Sunday 9 August 2015

Photographic and design exercise

I regard this exercise as a bit of experimenting with colour-matching (up to a point, and subject to the wools I have at hand) and tapestry weaving on my new loom.

As I dyed blues and brown linen and found some similar colours in tapestry yarns (as in embroidery) I will use these for the sample. I have drawn a blank as to design in the sense of hand-drawn, as I don't have much time before I need to get on to the final pieces.

The basis for the sample will be the use of manipulated photos of some blue hydrangea that are drying up in the window, and have been so for week - they actually look very beautiful even as they are shrivelling up, so I have not yet found the right time to bin them.

I took some pictures and played around with the colours - First a couple of shots of how the dead flower heads look at the moment



And with enhanced blues they start looking like they were still fresh


And then I played with colour mixes on different pictures of the petals, and had a go at using the reflection tool for some:





These blues look close to indigo blues and petrol blue-green, some may lie close to the ones I achieved in the dye bath


A detail of the dried-up flower head with enhanced colours - I do think the blues and browns look great here, there is real tension and sparkle between them across the whole picture plane - and then a swirl applied to mix things up:



And a reflected image followed by a detail of this image



...and coincidentally there is, what looks like a moth or perhaps a strange greeny-blue bee amongst branches, hiding in this Rorschach of a picture (this 'animal' has appeared unintentionally, but it is interesting how such details can suddenly arise from the design process) - I am not planning to weave from this image, it is too detailed for the weave. I have seen young designers apply such reflected images to print designs in textiles though.

In tapestry weaving artists have applied the digital image as a design tool. There are artists who take selfies to tell stories about their lives, such as Erin M Riley, whose work is maybe disturbing at times but seems quite current in its expression of young people's social pre-occupations.

The Swedish weaver, Anika Ekdahl weaves the most tremendous tapestries having used Photoshop-ed collages of images and applied these in great detail to her works. I think it is amazing how detailed she works; using each bead (the point at which the weft yarn sits on top of the warp) as a pixel in very elaborate works. I saw one of her tapestries at the decorative art museum in Stockholm in 2013, at the Slow Art exhibition. It was one of her verdures, with renderings of wildlife on a mainly green background.

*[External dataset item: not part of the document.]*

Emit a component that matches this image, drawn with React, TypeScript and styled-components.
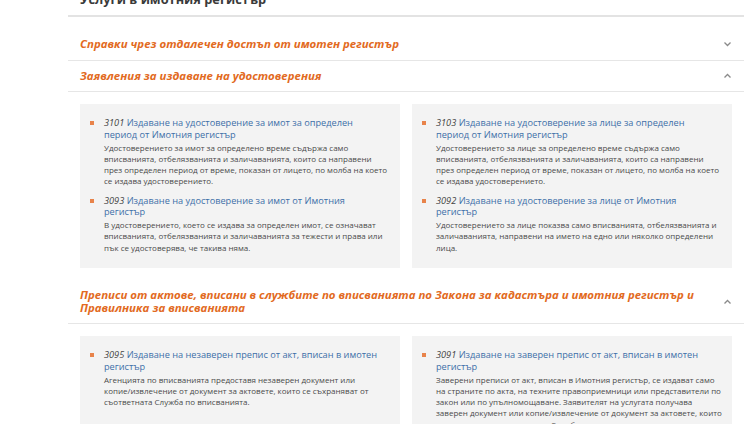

Another weaver who uses the colour manipulation technique and simplifies the image to enable bold and strongly coloured images to be developed is the Danish weaver, Jenny Hansen. Her work uses a lot of blue (at least they do on her web-site), and the colours are striking; her motifs seem drawn from nature, including the woodlands and the landscape. She is a member of Dansk Gobelinkunst, the group of Danish tapestry weavers who regularly show together and who individually show a great range and level of quality in tapestry weaving.

I am not going to aim at a simulated reproduction of any chosen image. Instead I will lay out the yarns and see how they speak with the bundle of pictures I have shown above to see which is most suitable and then have a go at some approaches to make up what will hopefully be a unique sample.